Company fined $200k for clearing

A COMPANY which illegally cleared 38 hectares of native vegetation and may have displaced several koalas on a Halfway Creek property was fined $200,000 in the Land and Environment Court in Sydney on Thursday.

Judge Shaehan found Graymarshall Pty Ltd had breached the Native Vegetation Act by completely clearing six areas of the 170ha property of white mahogany, tallowwood and red mahogany.

One company director was found to have participated in the clearing, which was done on the instructions of both directors using a D6 bulldozer and a D65 excavator.

Neither director was named in the judgement.

Judge Shaehan said no defence evidence had been filed in the case and there had been no appearance or response from Graymarshall since the offences were proved in July.

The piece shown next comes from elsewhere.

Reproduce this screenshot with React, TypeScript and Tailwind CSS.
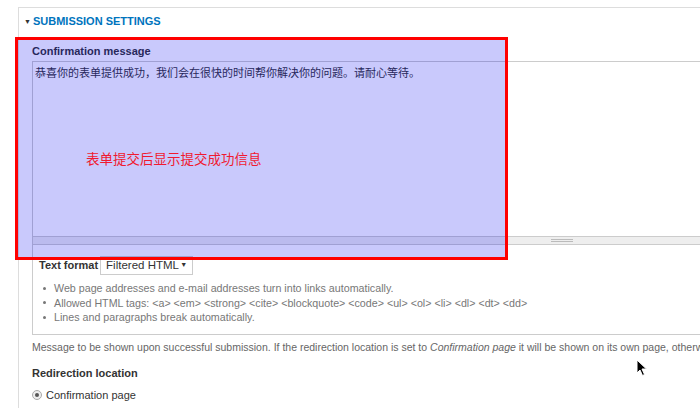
import React from 'react';

const tips = [
  'Web page addresses and e-mail addresses turn into links automatically.',
  'Allowed HTML tags: <a> <em> <strong> <cite> <blockquote> <code> <ul> <ol> <li> <dl> <dt> <dd>',
  'Lines and paragraphs break automatically.',
];

export default function App() {
  return (
    <div className="relative w-[700px] h-[408px] overflow-hidden bg-white text-[#333] font-['Liberation_Sans',Arial,sans-serif]">
      {/* Fieldset */}
      <div className="ml-[18px] mt-[7px] min-h-[420px] border-l border-t border-[#ddd]">
        {/* Legend */}
        <div className="flex items-center pl-[5px] pt-[7px] leading-[13px]">
          <span className="text-[7px] text-[#333] mr-[2px]">▼</span>
          <span className="text-[11px] font-bold text-[#0074bd]">SUBMISSION SETTINGS</span>
        </div>

        <div className="pl-[13px]">
          {/* Confirmation message */}
          <div className="mt-[17px] text-[11px] font-bold leading-[13px]">Confirmation message</div>
          <div className="mt-[3px] w-[1058px] h-[175px] border-t border-l border-[#ccc] bg-white pl-[2px] pt-[4px]">
            <p className="text-[11px] leading-[13px] text-[#333] font-['Noto_Sans_CJK_SC',sans-serif]">
              恭喜你的表单提供成功，我们会在很快的时间帮你解决你的问题。请耐心等待。
            </p>
          </div>
          {/* Grippie */}
          <div className="w-[1058px] h-[9px] flex items-center justify-center bg-[#eee] border-t border-b border-l border-[#ccc]">
            <div className="w-[22px] h-[3px] border-t border-b border-[#bbb]" />
          </div>

          {/* Text format */}
          <div className="w-[1058px] h-[90px] border-l border-b border-[#ccc] pl-[6px] pt-[11px]">
            <div className="flex items-center">
              <span className="text-[11px] font-bold leading-[13px]">Text format</span>
              <div className="ml-[2px] w-[93px] h-[19px] flex items-center border border-[#ccc] pl-[5px] text-[11.5px] text-[#333] whitespace-nowrap">
                <span>Filtered HTML</span>
                <span className="ml-auto mr-[5px] text-[7px]">▼</span>
              </div>
            </div>
            <ul className="mt-[6px]">
              {tips.map((t) => (
                <li key={t} className="flex items-center text-[10.7px] leading-[14.5px] text-[#777]">
                  <span className="ml-[4px] mr-[8px] w-[3px] h-[3px] rounded-full bg-[#777]" />
                  <span className="whitespace-nowrap">{t}</span>
                </li>
              ))}
            </ul>
          </div>

          <p className="mt-[5px] text-[10.5px] leading-[14px] text-[#666] whitespace-nowrap">
            Message to be shown upon successful submission. If the redirection location is set to{' '}
            <em>Confirmation page</em> it will be shown on its own page, otherwise it will be displayed as a message.
          </p>

          <div className="mt-[13px] text-[11px] font-bold leading-[13px]">Redirection location</div>
          <div className="mt-[8px] flex items-center leading-[14px]">
            <span className="w-[10px] h-[10px] rounded-full border border-[#aaa] bg-[#eee] flex items-center justify-center">
              <span className="w-[4px] h-[4px] rounded-full bg-[#555]" />
            </span>
            <span className="ml-[4px] text-[11px] text-[#333]">Confirmation page</span>
          </div>
        </div>
      </div>

      {/* Annotation overlay */}
      <div className="absolute left-[15px] top-[37px] w-[493px] h-[223px] border-[3px] border-[#ff0000] bg-[rgba(0,0,240,0.21)]">
        <span className="absolute left-[68px] top-[110px] text-[13.5px] leading-[16px] text-[#f01a30] font-['Noto_Sans_CJK_SC',sans-serif]">
          表单提交后显示提交成功信息
        </span>
      </div>

      {/* Mouse pointer */}
      <svg className="absolute left-[636px] top-[359px]" width="12" height="18" viewBox="0 0 12 18">
        <path d="M1 1 L1 14 L4 11 L6.5 16.5 L8.5 15.5 L6 10 L10.5 10 Z" fill="#000" stroke="#fff" strokeWidth="1" />
      </svg>
    </div>
  );
}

The court viewed a June 2009 development application made by Graymarshall to Clarence Valley Council for a boundary adjustment of five lots of the subdivision.

The DA states: "Each proposed allotment has significant cleared areas available to accommodate future dwellings, effluent disposal areas, etc., and interested purchasers have indicated that the [four 40ha] allotments ... are to be used for agricultural purposes (blueberries), similar to the numerous other farms in the locality."

Expert evidence as to the damage caused by the clearing was provided by conservation technologist Philip Redpath, who found that two hectares of the cleared land was listed as an endangered ecological community under the Threatened Species Conservation Act 1995.

"Wildlife records identify 222 species within 5km of the centre of the defendant's property," the judgement states. "Some threatened species of fauna are 'likely to be present in the subject area', including birds and mammals which require 'hollow-bearing' trees or logs for their micro-habitat.

"Loss of such critical habitat is described as 'significant', and recovery is slow - relevant trees are slow growing, and hollows take a 'very long time to form' (120 years, or, in some cases, 500 years).

"Redpath opines that the 'loss of 38ha ... of a severely diminished resource, such as mature forest containing a diverse range of tree species in various age classes and many of an age and size class that would contain hollows, would rate as very harmful'."